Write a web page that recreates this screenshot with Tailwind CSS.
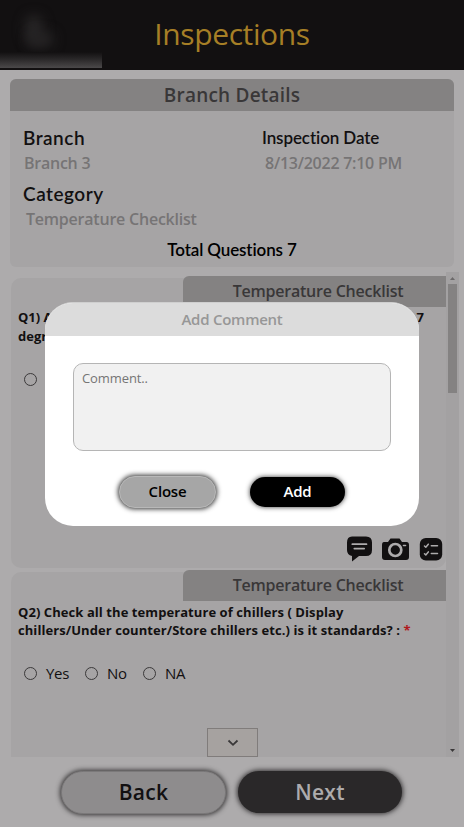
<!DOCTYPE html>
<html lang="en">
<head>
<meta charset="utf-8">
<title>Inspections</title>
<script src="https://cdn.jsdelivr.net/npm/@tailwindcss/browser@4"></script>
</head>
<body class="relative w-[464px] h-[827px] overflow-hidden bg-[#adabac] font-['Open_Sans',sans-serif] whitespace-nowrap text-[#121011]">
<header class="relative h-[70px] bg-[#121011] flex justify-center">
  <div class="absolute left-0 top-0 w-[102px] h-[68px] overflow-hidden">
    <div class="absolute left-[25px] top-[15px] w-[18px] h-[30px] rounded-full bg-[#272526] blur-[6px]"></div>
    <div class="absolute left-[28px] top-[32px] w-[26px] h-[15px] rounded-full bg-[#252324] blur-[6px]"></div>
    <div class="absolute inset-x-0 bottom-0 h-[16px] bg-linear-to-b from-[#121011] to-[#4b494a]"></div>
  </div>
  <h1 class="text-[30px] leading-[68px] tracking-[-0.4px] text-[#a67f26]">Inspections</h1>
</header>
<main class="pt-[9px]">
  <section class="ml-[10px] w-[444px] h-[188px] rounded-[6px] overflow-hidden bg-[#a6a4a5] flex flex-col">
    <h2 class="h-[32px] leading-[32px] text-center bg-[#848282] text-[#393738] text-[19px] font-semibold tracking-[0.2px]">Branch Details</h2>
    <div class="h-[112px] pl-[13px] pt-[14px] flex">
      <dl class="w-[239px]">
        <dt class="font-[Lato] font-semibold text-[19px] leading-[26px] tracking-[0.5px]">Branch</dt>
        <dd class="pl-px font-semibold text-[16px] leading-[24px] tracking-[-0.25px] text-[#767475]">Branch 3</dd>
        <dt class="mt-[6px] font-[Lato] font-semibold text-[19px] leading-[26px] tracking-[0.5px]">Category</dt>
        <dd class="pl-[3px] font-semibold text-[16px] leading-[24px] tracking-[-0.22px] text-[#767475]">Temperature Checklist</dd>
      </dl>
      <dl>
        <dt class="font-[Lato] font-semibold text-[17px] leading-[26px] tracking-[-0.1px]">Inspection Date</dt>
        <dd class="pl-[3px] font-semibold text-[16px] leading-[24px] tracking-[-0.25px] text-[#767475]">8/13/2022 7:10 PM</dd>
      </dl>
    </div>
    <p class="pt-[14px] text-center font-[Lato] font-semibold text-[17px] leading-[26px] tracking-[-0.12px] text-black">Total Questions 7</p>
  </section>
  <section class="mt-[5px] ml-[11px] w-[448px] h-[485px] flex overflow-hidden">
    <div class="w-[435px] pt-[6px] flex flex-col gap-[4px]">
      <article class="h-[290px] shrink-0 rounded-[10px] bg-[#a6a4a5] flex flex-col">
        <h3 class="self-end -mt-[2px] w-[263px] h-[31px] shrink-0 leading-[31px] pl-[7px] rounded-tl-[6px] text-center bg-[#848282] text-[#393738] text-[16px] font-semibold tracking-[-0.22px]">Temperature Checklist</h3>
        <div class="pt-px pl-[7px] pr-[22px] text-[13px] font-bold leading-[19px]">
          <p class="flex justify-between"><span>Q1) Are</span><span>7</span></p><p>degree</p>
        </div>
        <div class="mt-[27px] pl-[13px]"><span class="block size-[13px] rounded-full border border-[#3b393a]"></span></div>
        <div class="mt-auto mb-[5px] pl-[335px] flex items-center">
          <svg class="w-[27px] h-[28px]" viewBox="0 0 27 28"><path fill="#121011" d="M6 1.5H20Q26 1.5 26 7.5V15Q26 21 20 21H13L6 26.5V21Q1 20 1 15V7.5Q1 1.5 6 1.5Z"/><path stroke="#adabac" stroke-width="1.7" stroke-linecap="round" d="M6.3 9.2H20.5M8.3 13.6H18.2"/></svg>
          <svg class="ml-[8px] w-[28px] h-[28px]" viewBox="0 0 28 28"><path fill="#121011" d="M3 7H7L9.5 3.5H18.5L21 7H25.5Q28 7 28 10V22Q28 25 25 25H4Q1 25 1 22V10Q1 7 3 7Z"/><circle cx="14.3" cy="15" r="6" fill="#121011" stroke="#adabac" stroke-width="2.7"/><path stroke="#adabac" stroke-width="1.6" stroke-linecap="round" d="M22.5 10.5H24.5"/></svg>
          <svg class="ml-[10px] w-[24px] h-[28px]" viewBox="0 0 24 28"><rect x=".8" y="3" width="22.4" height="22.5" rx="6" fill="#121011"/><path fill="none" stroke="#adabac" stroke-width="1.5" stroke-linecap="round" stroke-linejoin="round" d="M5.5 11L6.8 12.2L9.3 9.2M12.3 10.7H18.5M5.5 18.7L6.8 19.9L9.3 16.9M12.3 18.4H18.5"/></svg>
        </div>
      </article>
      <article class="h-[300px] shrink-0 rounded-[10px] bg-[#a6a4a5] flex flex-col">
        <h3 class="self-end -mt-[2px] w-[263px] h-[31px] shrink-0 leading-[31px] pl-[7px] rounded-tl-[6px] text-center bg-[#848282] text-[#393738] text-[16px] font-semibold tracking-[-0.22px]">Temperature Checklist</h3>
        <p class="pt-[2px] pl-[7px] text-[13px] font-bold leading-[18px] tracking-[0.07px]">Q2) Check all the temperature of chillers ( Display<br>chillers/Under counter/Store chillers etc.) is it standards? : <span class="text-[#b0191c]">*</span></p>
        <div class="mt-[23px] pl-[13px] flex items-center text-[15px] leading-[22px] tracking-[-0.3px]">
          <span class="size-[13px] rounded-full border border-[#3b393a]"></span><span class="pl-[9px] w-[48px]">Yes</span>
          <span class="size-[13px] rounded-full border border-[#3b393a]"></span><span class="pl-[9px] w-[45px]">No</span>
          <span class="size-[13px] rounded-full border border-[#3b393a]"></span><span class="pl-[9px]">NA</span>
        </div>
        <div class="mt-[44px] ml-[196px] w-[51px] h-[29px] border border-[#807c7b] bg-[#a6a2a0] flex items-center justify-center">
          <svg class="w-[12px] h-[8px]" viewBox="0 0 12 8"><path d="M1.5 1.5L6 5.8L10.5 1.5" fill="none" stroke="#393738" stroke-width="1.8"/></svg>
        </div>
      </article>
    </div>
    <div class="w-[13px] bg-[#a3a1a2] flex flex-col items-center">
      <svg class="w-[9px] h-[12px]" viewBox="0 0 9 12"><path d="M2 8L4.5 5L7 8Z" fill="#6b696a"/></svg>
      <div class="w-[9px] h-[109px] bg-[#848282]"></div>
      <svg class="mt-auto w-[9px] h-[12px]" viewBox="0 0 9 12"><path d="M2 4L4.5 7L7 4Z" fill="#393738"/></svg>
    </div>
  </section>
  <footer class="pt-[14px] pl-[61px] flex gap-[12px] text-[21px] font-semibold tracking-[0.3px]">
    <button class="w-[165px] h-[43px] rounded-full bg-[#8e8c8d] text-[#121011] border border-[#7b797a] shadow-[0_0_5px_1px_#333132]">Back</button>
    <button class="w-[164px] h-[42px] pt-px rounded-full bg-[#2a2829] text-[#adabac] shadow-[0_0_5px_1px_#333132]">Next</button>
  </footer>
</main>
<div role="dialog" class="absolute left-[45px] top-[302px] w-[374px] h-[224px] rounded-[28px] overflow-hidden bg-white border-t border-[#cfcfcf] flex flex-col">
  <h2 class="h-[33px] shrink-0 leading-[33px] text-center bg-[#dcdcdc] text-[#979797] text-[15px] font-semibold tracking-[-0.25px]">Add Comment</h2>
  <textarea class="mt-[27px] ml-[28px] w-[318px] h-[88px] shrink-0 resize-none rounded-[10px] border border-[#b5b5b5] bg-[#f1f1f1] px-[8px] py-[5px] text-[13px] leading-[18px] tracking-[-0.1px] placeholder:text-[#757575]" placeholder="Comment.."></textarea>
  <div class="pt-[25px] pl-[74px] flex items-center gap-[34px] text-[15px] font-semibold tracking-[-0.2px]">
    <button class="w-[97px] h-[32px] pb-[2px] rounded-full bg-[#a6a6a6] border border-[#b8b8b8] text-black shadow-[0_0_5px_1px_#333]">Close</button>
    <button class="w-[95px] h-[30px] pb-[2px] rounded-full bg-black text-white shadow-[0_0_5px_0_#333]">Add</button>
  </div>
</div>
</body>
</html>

◆ ◆ ◆

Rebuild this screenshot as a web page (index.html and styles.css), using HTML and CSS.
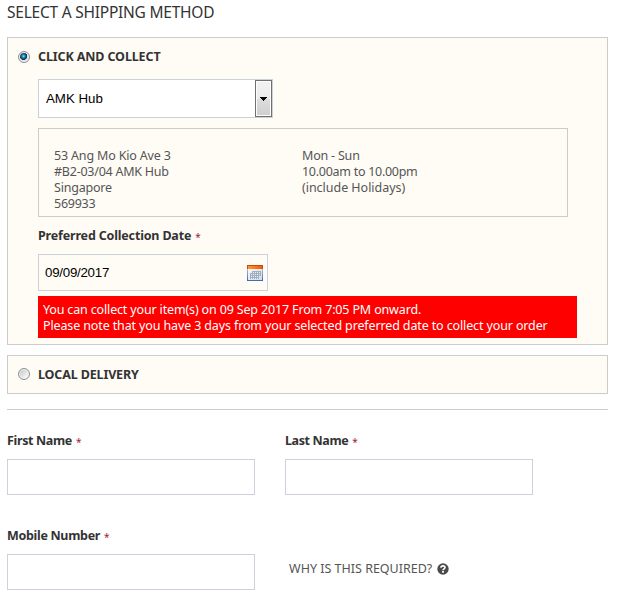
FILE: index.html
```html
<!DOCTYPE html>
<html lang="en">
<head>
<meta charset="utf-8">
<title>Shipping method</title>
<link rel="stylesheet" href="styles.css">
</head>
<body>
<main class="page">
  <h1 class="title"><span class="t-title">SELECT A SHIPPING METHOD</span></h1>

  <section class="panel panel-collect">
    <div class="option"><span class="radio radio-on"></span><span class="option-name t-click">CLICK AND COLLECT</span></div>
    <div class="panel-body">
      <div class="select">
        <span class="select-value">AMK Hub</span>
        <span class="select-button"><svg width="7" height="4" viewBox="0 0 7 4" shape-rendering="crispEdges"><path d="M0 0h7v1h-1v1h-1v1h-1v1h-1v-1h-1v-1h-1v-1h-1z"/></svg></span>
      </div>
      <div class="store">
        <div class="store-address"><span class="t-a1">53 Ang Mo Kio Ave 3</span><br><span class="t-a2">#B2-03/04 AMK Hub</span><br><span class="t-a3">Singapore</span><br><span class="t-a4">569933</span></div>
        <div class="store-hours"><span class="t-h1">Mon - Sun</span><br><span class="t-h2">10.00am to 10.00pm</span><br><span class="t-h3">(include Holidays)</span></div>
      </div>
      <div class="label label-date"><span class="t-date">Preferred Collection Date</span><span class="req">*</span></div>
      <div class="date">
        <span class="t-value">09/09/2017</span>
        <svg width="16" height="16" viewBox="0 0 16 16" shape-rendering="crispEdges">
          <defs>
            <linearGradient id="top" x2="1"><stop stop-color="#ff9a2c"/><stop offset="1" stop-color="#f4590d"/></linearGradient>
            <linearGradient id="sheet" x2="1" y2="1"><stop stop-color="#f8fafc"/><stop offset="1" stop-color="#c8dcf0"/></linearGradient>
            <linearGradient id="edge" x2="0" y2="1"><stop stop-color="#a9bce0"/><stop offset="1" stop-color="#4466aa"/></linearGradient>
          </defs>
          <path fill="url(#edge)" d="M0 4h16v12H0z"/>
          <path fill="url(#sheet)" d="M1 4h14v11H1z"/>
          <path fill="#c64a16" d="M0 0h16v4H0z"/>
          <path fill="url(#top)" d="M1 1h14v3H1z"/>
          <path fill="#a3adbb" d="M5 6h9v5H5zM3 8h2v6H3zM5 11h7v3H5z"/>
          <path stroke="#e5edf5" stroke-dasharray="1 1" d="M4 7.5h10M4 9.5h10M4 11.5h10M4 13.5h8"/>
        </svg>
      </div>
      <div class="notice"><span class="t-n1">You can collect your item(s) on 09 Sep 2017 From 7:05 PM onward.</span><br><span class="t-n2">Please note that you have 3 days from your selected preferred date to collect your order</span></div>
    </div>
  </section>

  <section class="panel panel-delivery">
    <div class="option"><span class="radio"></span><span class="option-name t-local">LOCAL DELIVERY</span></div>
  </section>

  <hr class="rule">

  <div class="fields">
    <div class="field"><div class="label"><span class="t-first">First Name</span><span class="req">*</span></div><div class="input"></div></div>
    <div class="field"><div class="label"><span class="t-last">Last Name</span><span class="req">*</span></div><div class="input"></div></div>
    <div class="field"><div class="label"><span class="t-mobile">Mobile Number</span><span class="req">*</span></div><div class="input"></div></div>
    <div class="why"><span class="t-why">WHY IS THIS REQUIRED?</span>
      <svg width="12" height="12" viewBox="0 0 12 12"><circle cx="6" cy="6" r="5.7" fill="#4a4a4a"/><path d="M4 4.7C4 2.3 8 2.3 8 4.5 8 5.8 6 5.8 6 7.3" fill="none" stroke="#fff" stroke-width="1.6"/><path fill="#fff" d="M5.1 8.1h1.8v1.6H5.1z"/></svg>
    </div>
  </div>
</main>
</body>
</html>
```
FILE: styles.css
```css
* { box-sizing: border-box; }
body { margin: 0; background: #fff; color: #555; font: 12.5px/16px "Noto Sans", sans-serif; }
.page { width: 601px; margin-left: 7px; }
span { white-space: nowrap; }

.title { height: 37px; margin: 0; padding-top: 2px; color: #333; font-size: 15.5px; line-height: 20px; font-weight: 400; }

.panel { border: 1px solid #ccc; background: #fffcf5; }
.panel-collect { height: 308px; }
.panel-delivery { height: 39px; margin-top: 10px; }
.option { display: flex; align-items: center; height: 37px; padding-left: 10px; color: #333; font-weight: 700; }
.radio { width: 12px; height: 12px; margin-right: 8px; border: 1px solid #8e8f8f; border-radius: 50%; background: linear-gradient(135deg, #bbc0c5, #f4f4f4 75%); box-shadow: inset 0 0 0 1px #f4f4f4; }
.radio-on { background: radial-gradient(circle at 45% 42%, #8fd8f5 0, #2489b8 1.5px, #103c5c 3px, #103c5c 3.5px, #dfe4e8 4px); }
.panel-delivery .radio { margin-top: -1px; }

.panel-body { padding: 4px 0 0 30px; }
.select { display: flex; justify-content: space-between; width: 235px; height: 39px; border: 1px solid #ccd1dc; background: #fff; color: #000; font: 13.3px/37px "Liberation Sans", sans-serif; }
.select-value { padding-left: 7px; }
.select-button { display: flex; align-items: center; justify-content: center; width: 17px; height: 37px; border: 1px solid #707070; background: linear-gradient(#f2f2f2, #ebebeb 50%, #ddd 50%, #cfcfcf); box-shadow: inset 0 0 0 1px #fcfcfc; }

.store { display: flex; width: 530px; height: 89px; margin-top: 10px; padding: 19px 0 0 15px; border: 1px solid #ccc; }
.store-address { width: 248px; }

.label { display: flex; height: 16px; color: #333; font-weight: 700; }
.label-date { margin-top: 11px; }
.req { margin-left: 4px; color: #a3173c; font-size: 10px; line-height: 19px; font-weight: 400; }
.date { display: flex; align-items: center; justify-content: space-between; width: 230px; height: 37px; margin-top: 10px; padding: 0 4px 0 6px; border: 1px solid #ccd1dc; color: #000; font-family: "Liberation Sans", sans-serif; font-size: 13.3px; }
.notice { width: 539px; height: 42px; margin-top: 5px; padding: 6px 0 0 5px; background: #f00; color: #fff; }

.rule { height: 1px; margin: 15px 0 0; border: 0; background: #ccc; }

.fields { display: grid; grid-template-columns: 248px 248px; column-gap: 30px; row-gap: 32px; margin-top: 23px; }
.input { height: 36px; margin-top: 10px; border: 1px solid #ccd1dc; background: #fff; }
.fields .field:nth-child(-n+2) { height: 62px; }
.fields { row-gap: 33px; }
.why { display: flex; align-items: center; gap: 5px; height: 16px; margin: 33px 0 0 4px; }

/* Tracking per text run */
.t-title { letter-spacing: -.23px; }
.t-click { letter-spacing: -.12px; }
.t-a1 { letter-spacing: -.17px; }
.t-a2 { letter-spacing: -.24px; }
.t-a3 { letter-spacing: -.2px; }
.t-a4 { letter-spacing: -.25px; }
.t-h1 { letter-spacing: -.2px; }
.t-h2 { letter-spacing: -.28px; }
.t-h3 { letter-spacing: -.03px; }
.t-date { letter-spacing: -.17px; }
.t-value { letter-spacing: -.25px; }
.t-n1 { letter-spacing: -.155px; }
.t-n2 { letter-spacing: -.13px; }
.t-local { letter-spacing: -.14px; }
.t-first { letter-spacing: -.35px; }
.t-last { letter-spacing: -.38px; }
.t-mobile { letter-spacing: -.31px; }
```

◆ ◆ ◆

• Problem
Return all lines containing "index".

• Answer
Rebuild this screenshot as a web page (index.html and styles.css), using HTML and CSS.
FILE: index.html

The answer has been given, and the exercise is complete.